▶ _Data_

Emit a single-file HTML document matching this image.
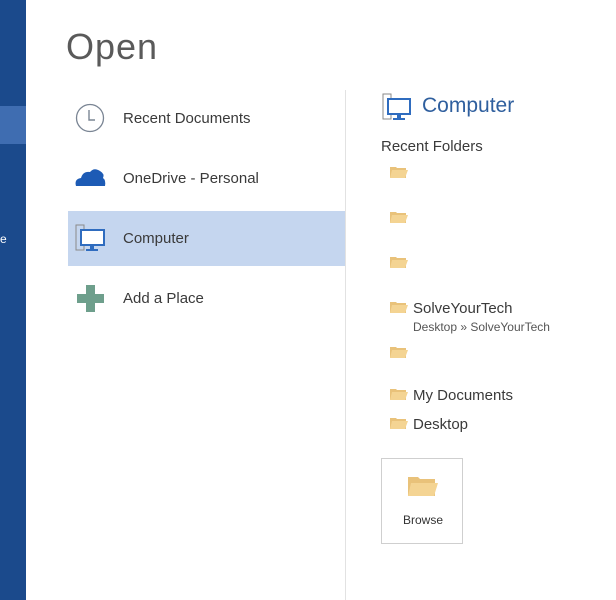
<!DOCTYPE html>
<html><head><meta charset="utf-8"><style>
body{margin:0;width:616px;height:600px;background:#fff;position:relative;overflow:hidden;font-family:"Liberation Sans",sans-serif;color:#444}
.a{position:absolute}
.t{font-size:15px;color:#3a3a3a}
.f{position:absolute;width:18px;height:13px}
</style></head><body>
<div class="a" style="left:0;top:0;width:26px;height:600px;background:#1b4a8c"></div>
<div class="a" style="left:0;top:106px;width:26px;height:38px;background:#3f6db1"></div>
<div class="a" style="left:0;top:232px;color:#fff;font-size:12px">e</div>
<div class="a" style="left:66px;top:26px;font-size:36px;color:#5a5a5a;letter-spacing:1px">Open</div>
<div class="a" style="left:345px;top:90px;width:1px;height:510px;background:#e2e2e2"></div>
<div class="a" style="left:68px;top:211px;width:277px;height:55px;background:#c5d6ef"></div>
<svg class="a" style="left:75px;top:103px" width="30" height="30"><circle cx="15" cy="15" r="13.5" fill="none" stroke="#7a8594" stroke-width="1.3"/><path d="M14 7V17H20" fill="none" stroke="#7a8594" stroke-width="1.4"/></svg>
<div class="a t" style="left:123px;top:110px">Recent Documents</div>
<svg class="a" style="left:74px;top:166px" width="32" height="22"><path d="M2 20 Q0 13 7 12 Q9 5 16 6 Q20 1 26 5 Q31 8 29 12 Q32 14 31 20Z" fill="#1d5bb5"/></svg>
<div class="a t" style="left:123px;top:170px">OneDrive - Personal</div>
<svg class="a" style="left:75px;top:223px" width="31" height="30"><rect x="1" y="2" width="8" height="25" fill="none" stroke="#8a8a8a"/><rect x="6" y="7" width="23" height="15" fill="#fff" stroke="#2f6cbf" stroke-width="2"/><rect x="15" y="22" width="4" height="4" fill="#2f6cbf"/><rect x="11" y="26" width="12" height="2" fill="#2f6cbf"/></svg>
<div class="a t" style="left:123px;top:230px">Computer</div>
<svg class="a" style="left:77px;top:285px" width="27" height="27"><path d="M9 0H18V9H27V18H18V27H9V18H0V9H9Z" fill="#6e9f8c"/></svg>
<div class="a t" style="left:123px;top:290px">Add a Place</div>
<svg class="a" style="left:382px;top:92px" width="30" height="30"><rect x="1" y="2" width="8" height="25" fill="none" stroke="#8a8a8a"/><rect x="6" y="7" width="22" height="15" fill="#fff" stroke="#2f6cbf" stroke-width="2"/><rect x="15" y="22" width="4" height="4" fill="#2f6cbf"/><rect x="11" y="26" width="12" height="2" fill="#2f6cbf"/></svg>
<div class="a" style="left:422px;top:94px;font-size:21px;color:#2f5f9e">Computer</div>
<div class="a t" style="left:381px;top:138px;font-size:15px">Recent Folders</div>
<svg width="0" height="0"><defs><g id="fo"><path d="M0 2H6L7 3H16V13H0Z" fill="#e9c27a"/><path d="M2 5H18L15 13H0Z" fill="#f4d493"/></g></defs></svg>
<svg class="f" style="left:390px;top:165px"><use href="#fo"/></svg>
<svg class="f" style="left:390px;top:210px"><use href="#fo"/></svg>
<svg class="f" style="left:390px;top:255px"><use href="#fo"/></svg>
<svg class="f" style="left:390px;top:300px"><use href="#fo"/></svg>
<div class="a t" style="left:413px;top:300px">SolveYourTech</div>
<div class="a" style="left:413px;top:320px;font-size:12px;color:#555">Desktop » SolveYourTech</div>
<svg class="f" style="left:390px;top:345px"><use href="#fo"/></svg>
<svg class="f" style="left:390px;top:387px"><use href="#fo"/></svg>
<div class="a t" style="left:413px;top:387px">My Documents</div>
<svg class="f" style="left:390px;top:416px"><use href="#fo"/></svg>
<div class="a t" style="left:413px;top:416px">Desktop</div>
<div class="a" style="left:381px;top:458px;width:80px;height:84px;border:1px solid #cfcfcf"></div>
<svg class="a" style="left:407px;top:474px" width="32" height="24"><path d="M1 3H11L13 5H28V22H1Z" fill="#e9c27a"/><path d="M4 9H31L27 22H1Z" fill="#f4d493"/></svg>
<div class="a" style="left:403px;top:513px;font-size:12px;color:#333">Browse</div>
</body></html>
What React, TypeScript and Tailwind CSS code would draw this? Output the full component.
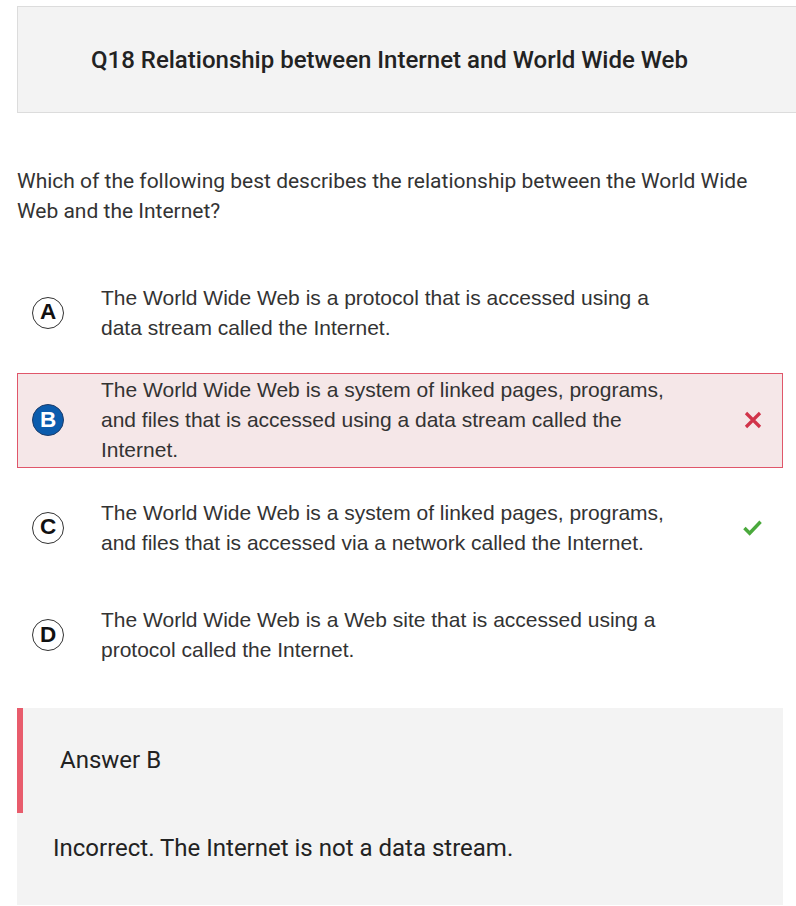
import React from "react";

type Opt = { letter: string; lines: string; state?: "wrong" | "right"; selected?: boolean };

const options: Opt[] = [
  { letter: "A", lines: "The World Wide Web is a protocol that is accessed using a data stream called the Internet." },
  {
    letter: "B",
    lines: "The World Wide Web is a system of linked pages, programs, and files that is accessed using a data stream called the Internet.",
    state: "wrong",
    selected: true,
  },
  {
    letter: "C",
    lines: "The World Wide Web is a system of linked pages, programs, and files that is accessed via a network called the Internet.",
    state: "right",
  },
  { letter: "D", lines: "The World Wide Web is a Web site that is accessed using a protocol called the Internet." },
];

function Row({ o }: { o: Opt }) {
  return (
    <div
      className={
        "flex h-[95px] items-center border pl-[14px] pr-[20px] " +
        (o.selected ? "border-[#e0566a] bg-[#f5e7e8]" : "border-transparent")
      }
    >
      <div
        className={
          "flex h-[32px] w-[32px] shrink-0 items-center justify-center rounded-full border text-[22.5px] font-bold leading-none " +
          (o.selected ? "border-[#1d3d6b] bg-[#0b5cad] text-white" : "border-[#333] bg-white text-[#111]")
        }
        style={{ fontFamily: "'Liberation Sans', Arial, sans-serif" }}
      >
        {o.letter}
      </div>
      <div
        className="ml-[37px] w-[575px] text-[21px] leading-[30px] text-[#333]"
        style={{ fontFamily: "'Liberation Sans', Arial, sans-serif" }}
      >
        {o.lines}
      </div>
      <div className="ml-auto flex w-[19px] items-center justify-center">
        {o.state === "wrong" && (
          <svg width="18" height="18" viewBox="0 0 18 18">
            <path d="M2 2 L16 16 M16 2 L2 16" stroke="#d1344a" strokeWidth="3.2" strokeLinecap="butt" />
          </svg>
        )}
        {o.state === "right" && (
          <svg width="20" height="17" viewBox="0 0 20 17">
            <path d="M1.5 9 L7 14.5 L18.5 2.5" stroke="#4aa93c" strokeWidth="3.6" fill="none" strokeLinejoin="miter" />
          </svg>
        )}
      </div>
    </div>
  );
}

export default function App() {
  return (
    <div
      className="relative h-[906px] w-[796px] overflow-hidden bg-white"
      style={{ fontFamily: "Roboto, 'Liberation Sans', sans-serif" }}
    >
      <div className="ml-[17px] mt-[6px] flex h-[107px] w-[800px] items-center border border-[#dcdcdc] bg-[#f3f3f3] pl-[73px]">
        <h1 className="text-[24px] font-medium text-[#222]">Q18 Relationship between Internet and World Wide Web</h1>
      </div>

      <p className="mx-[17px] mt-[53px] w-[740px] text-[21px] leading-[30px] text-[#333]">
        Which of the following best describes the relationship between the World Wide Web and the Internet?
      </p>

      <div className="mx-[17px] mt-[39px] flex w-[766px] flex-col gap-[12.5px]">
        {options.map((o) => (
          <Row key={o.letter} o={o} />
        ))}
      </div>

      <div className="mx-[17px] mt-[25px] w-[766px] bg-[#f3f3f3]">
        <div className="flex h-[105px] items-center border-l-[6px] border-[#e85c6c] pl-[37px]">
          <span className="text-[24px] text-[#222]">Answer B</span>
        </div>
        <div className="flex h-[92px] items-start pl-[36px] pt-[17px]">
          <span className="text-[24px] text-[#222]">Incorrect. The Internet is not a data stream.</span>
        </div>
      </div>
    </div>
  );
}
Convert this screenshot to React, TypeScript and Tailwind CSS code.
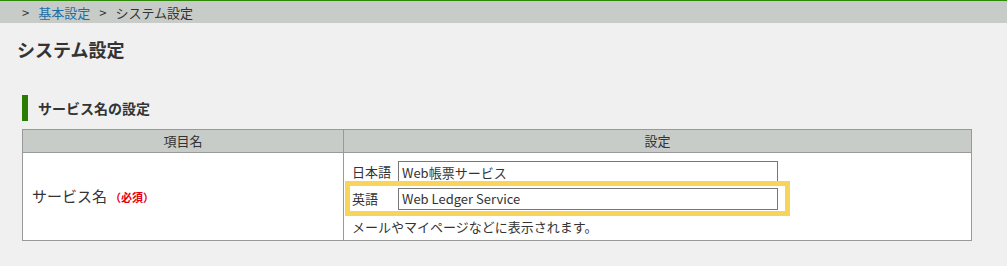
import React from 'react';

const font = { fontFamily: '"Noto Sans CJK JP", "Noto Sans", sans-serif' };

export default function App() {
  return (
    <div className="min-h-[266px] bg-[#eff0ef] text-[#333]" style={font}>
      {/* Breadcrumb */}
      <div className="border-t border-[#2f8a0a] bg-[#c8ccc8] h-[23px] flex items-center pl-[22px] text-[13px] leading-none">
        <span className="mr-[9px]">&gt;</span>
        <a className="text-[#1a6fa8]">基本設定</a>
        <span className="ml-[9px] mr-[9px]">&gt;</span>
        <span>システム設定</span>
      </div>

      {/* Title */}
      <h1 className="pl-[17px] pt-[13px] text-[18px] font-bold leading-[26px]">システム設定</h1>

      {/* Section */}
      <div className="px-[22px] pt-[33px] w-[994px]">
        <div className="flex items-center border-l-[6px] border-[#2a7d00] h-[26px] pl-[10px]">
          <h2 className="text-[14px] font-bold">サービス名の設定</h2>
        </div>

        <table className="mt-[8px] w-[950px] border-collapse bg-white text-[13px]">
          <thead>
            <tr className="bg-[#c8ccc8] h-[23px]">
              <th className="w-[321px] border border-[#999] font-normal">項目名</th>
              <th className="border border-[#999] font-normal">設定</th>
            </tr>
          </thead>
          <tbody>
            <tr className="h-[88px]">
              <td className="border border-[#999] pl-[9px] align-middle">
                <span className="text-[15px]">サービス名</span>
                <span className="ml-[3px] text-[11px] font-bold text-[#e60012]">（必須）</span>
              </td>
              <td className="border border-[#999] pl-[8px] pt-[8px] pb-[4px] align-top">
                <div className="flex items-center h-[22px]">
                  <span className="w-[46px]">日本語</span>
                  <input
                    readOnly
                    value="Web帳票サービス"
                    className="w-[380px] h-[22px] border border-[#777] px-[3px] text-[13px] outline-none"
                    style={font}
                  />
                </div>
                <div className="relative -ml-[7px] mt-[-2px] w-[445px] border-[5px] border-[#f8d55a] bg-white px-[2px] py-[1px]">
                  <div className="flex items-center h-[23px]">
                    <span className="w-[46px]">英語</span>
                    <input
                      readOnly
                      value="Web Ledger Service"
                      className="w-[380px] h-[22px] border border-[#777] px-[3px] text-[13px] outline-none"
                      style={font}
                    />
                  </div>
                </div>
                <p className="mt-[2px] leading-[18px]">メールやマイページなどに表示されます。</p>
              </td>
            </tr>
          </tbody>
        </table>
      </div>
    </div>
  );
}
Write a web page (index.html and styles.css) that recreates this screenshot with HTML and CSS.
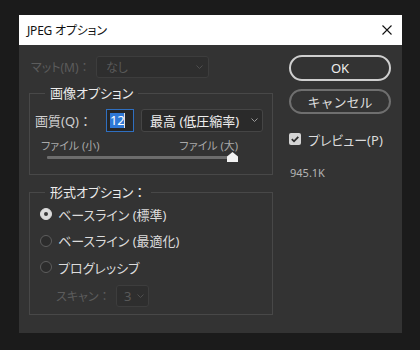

▶ _Short problem_
Gather every line from the listing above in which the word "TypeScript" appears.

▶ _The response_
What React, TypeScript and Tailwind CSS code would draw this? Output the full component.
Convert this screenshot to React, TypeScript and Tailwind CSS code.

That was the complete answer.